The development that seems to have been the final straw for Simpson's personal involvement in UB was the New York Legislature's refusal to grant the university, and the entire SUNY system, the independence it needs to reach its potential.

The official sticking point was the fact that the larger Public Higher Education Empowerment Act would have allowed the individual SUNY schools to set their own tuition rates. That, claimed the obstructionists, would lead to higher costs that would price a college education out of the reach of more low- and moderate-income New Yorkers.

Affordability is always a concern. But the legislative leadership's crocodile tears fooled no one. What stopped the empowering legislation was the fact that not only would the Legislature no longer have control over raising tuitions, it would no longer be able to grab that income away from classrooms and labs and pour it into feeble attempts to balance its own budgets. The folly of opposing rational, gradual tuition hikes while taking tuition money away from the universities speaks for its own brazen self.

The fact was, and remains, that allowing the SUNY schools to charge marginally higher tuitions, and allowing them to keep the money rather than have it siphoned off by Albany, would make the colleges and universities much better able to serve all their stakeholders -- students, faculty and community.

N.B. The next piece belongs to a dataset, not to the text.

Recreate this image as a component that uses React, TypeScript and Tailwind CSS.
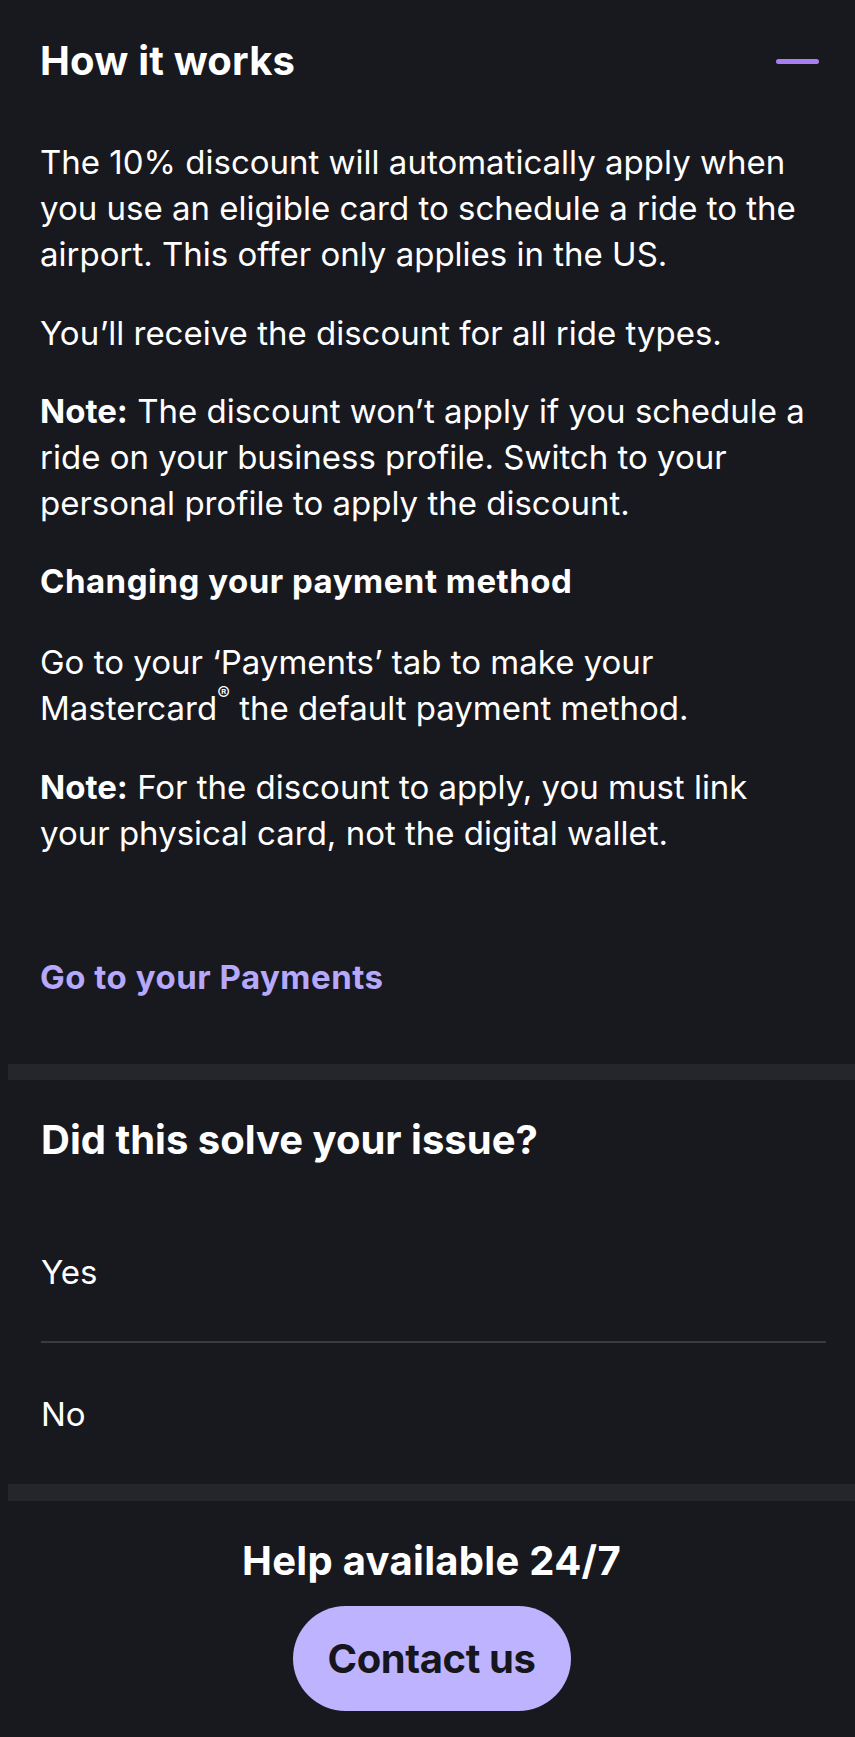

This is the minefield that Simpson or his successor has to negotiate, inevitably by way of persuading all-powerful Assembly Speaker Sheldon Silver or reaching a realistic compromise like the pilot-program plan that was advanced but failed this time. Those who have the responsibility of filling the UB president's chair must keep that in the front of their minds as they seek a new president. That, and deciding what campus building should bear the name of John B. Simpson.